Some players on the Seattle Seahawks reportedly believe Russell Wilson is too close to the front office and doesn't always take blame for his mistakes. 

"There is also an element of race that needs to be discussed," Bleacher Report's Mike Freeman wrote. "My feeling on this -- and it's backed up by several interviews with Seahawks players -- is that some of the black players think Wilson isn't black enough."

Kenny Mayne added this to Freeman's story:

“Two sources — one inside the team, one outside of the underachieving 3-3 Seahawks — tell me that much of what was written in Mike Freeman's Bleacher Report column is true,” Mayne said, via PFT. “(Freeman) wrote of turmoil involving since-traded Percy Harvin and the quarterback Russell Wilson that led to a more widespread internal battle pitting those for Russell Wilson and those against. 

"And Freeman surmised on his own an issue among some teammates regarding Wilson that quote, 'he isn't black enough.' A certain expected behavior based on color, apparently.
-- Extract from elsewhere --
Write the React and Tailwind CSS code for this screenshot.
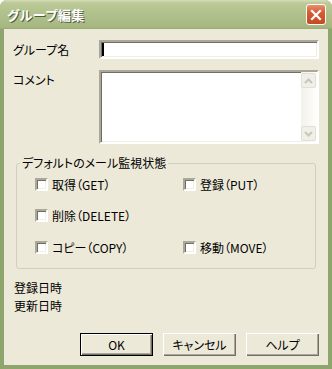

One of the sources told me, quote, I don't know how he got all that stuff, but it's pretty much true. We do have a divide. We're working on it. Thursday that notion was not presented to Wilson, but over and again, questions came about Harvin's departure.”

First, as PFT's Mike Florio points out, Freeman didn't "surmise" this. It was his feeling "backed up by several interviews with Seahawks players." Second, "that notion" was presented to Wilson.

“There's no division in our locker room,” the third-year quarterback told the media. “There's none at all. If anything, I think we've continued to build, continued to grow. I truly believe that. I think that the guys that we have in the locker room, the guys that believe that we can still go 1 and 0 and still be a championship team; those are the guys that we have sitting in this room every day. Every morning when we wake up, we're looking for one common goal and that's to win football games.”